千一夜物語
神羅は時々自室に引き篭もる時がある。

今まではそれを別になんとも思っていなかったが、最近よく咳をするようになり、その度に自室に下がることが増えたため、黎は神羅の後を追って部屋へ入った。


「…っ、神羅!?」


そして黎が見たのは――背中を丸めてうずくまり、咳が止まらず喘いでいる神羅の姿だった。

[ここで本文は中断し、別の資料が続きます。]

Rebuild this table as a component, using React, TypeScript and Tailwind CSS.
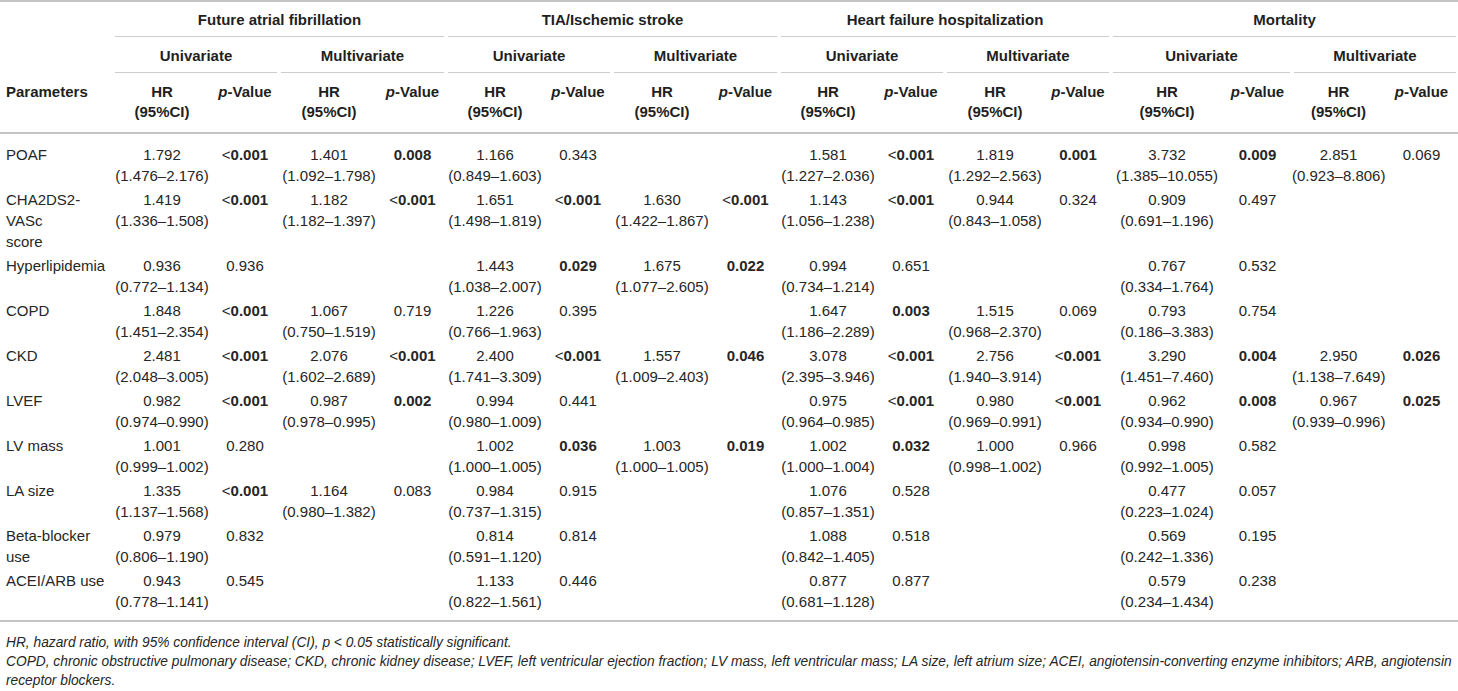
type Cell = { v?: string; ci?: string; p?: string; sig?: boolean };

type Row = { label: string[]; cells: Cell[] };

const cols =
  'grid grid-cols-[113px_98px_68px_100px_67px_98px_68px_100px_67px_98px_68px_100px_66px_112px_69px_93px_73px]';

const E: Cell = {};

const rows: Row[] = [
  {
    label: ['POAF'],
    cells: [
      { v: '1.792', ci: '1.476–2.176', p: '<0.001', sig: true },
      { v: '1.401', ci: '1.092–1.798', p: '0.008', sig: true },
      { v: '1.166', ci: '0.849–1.603', p: '0.343' },
      E,
      { v: '1.581', ci: '1.227–2.036', p: '<0.001', sig: true },
      { v: '1.819', ci: '1.292–2.563', p: '0.001', sig: true },
      { v: '3.732', ci: '1.385–10.055', p: '0.009', sig: true },
      { v: '2.851', ci: '0.923–8.806', p: '0.069' },
    ],
  },
  {
    label: ['CHA2DS2-', 'VASc', 'score'],
    cells: [
      { v: '1.419', ci: '1.336–1.508', p: '<0.001', sig: true },
      { v: '1.182', ci: '1.182–1.397', p: '<0.001', sig: true },
      { v: '1.651', ci: '1.498–1.819', p: '<0.001', sig: true },
      { v: '1.630', ci: '1.422–1.867', p: '<0.001', sig: true },
      { v: '1.143', ci: '1.056–1.238', p: '<0.001', sig: true },
      { v: '0.944', ci: '0.843–1.058', p: '0.324' },
      { v: '0.909', ci: '0.691–1.196', p: '0.497' },
      E,
    ],
  },
  {
    label: ['Hyperlipidemia'],
    cells: [
      { v: '0.936', ci: '0.772–1.134', p: '0.936' },
      E,
      { v: '1.443', ci: '1.038–2.007', p: '0.029', sig: true },
      { v: '1.675', ci: '1.077–2.605', p: '0.022', sig: true },
      { v: '0.994', ci: '0.734–1.214', p: '0.651' },
      E,
      { v: '0.767', ci: '0.334–1.764', p: '0.532' },
      E,
    ],
  },
  {
    label: ['COPD'],
    cells: [
      { v: '1.848', ci: '1.451–2.354', p: '<0.001', sig: true },
      { v: '1.067', ci: '0.750–1.519', p: '0.719' },
      { v: '1.226', ci: '0.766–1.963', p: '0.395' },
      E,
      { v: '1.647', ci: '1.186–2.289', p: '0.003', sig: true },
      { v: '1.515', ci: '0.968–2.370', p: '0.069' },
      { v: '0.793', ci: '0.186–3.383', p: '0.754' },
      E,
    ],
  },
  {
    label: ['CKD'],
    cells: [
      { v: '2.481', ci: '2.048–3.005', p: '<0.001', sig: true },
      { v: '2.076', ci: '1.602–2.689', p: '<0.001', sig: true },
      { v: '2.400', ci: '1.741–3.309', p: '<0.001', sig: true },
      { v: '1.557', ci: '1.009–2.403', p: '0.046', sig: true },
      { v: '3.078', ci: '2.395–3.946', p: '<0.001', sig: true },
      { v: '2.756', ci: '1.940–3.914', p: '<0.001', sig: true },
      { v: '3.290', ci: '1.451–7.460', p: '0.004', sig: true },
      { v: '2.950', ci: '1.138–7.649', p: '0.026', sig: true },
    ],
  },
  {
    label: ['LVEF'],
    cells: [
      { v: '0.982', ci: '0.974–0.990', p: '<0.001', sig: true },
      { v: '0.987', ci: '0.978–0.995', p: '0.002', sig: true },
      { v: '0.994', ci: '0.980–1.009', p: '0.441' },
      E,
      { v: '0.975', ci: '0.964–0.985', p: '<0.001', sig: true },
      { v: '0.980', ci: '0.969–0.991', p: '<0.001', sig: true },
      { v: '0.962', ci: '0.934–0.990', p: '0.008', sig: true },
      { v: '0.967', ci: '0.939–0.996', p: '0.025', sig: true },
    ],
  },
  {
    label: ['LV mass'],
    cells: [
      { v: '1.001', ci: '0.999–1.002', p: '0.280' },
      E,
      { v: '1.002', ci: '1.000–1.005', p: '0.036', sig: true },
      { v: '1.003', ci: '1.000–1.005', p: '0.019', sig: true },
      { v: '1.002', ci: '1.000–1.004', p: '0.032', sig: true },
      { v: '1.000', ci: '0.998–1.002', p: '0.966' },
      { v: '0.998', ci: '0.992–1.005', p: '0.582' },
      E,
    ],
  },
  {
    label: ['LA size'],
    cells: [
      { v: '1.335', ci: '1.137–1.568', p: '<0.001', sig: true },
      { v: '1.164', ci: '0.980–1.382', p: '0.083' },
      { v: '0.984', ci: '0.737–1.315', p: '0.915' },
      E,
      { v: '1.076', ci: '0.857–1.351', p: '0.528' },
      E,
      { v: '0.477', ci: '0.223–1.024', p: '0.057' },
      E,
    ],
  },
  {
    label: ['Beta-blocker', 'use'],
    cells: [
      { v: '0.979', ci: '0.806–1.190', p: '0.832' },
      E,
      { v: '0.814', ci: '0.591–1.120', p: '0.814' },
      E,
      { v: '1.088', ci: '0.842–1.405', p: '0.518' },
      E,
      { v: '0.569', ci: '0.242–1.336', p: '0.195' },
      E,
    ],
  },
  {
    label: ['ACEI/ARB use'],
    cells: [
      { v: '0.943', ci: '0.778–1.141', p: '0.545' },
      E,
      { v: '1.133', ci: '0.822–1.561', p: '0.446' },
      E,
      { v: '0.877', ci: '0.681–1.128', p: '0.877' },
      E,
      { v: '0.579', ci: '0.234–1.434', p: '0.238' },
      E,
    ],
  },
];

const groups = ['Future atrial fibrillation', 'TIA/Ischemic stroke', 'Heart failure hospitalization', 'Mortality'];

function PValue({ p, sig }: { p?: string; sig?: boolean }) {
  if (!p) return null;
  if (!sig) return <>{p}</>;
  if (p.startsWith('<')) {
    return (
      <>
        <span className="font-normal">&lt;</span>
        <span className="font-bold">{p.slice(1)}</span>
      </>
    );
  }
  return <span className="font-bold">{p}</span>;
}

function PHead() {
  return (
    <>
      <i>p</i>-Value
    </>
  );
}

export default function App() {
  return (
    <div className="w-[1458px] h-[691px] bg-white text-[#262626] font-['Liberation_Sans',Arial,sans-serif] text-[15px] leading-[20px] overflow-hidden">
      {/* 表头 */}
      <div className={`${cols} border-t-2 border-b-2 border-[#c4c4c4] font-bold text-[#1f1f1f]`}>
        <div />
        {groups.map(g => (
          <div key={g} className="col-span-4 mx-[2px] last:mr-0 border-b border-[#cccccc] pt-[8px] pb-[6px] text-center whitespace-nowrap">
            {g}
          </div>
        ))}

        <div />
        {Array.from({ length: 8 }).map((_, i) => (
          <div key={i} className="col-span-2 mx-[2px] last:mr-0 border-b border-[#cccccc] pt-[9px] pb-[6px] text-center">
            {i % 2 === 0 ? 'Univariate' : 'Multivariate'}
          </div>
        ))}

        <div className="pl-[6px] pt-[9px] pb-[10px] whitespace-nowrap">Parameters</div>
        {Array.from({ length: 8 }).map((_, i) => (
          <div key={i} className="contents">
            <div className="pt-[9px] pb-[10px] text-center">
              HR
              <br />
              (95%CI)
            </div>
            <div className="pt-[9px] pb-[10px] text-center whitespace-nowrap">
              <PHead />
            </div>
          </div>
        ))}
      </div>

      {/* 表体 */}
      <div className={`${cols} pt-[9px] pb-[6px] leading-[21px] border-b-2 border-[#c4c4c4]`}>
        {rows.map(row => (
          <div key={row.label.join(' ')} className="contents">
            <div className="pl-[6px] pt-[1px] pb-[2px] whitespace-nowrap">
              {row.label.map((l, i) => (
                <div key={i}>{l}</div>
              ))}
            </div>
            {row.cells.map((c, i) => (
              <div key={i} className="contents">
                <div className="pt-[1px] pb-[2px] text-center whitespace-nowrap">
                  {c.v && (
                    <>
                      <div>{c.v}</div>
                      <div>({c.ci})</div>
                    </>
                  )}
                </div>
                <div className="pt-[1px] pb-[2px] text-center whitespace-nowrap">
                  <PValue p={c.p} sig={c.sig} />
                </div>
              </div>
            ))}
          </div>
        ))}
      </div>

      {/* 脚注 */}
      <div className="pl-[6px] pt-[11px] text-[13.75px] leading-[19px] italic text-[#262626] whitespace-nowrap">
        <div>HR, hazard ratio, with 95% confidence interval (CI), p &lt; 0.05 statistically significant.</div>
        <div>
          COPD, chronic obstructive pulmonary disease; CKD, chronic kidney disease; LVEF, left ventricular ejection fraction; LV
          mass, left ventricular mass; LA size, left atrium size; ACEI, angiotensin-converting enzyme inhibitors; ARB, angiotensin
        </div>
        <div>receptor blockers.</div>
      </div>
    </div>
  );
}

傍には血に染まった手拭いが落ちていて、一気に青ざめた黎は、伊能と伊能の息子である綱を呼んですぐさま薬師を呼ぶように叫んだ。


「神羅!神羅、目を開けてくれ!」


事切れたように気を失ってしまった神羅の肩を揺さぶっていると、澪が黎を押し退けて床に神羅を横たえさせた。


「神羅ちゃん、やっぱり病に罹ってたんだね…」


袖を捲ると腕には赤い発疹があり、やって来た薬師は手拭いで口元を覆いながら、唸った。

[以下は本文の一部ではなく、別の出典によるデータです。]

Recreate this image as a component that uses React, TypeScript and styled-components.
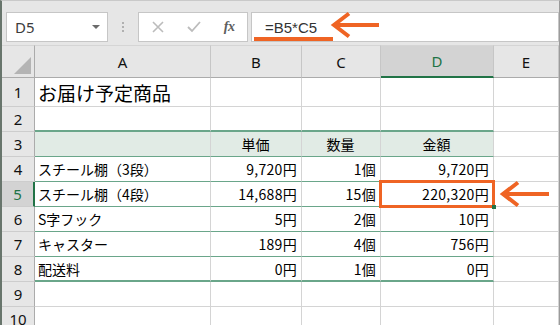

「これは赤斑瘡(あかもがさ)にございます。最近都ではやり始めた流行り病で治療法がなく…」


「そんな!どうにかしてくれ!神羅の命を、どうか…っ!」


人の病は妖には移らない。

気を失ったまま目覚めない神羅の傍から離れることができず――薬師からの宣告を受けた。


「もって数日でしょう…」


「そんな…っ!俺は、どうすれば…っ」


「黎明さん……」


いつかはこんな日がやって来る。

それは覚悟していたはずなのに、いざその日が来ると心が悲鳴を上げて、神羅の手を握った。


「霊薬を飲ませていたはずなのに…どうしてなんだ…」


「母様!」


ふらりと戻って来た桂が知らせを受けて部屋に飛び込んで来ると、唇を震わせながら傍に座った。


「母様…母様…!」


呼びかけても目覚めない神羅からすっと目を外して本棚の上に置いてある壺を見た桂は、立ち上がってそれを手にすると、蓋を外した。


「さあ、母様…これを」


「それは…俺が神羅にやった薬じゃないか。何故そこに…」


桂は切れ長の目に涙をいっぱい溜めて、唇を噛み締めた。


「人としての寿命を全うしたいと言っていました。自然に任せて生きたいと…」


「神羅…神羅…!」


もうあのはにかむような笑みは見ることができないのか?


「母様、飲んで」


黎は桂から霊薬を受け取って口に入れると、水を含んで口移しで霊薬を飲ませた。


逝ってほしくない――

神羅、目覚めてくれ。


その日はじめて、百鬼夜行を休んだ。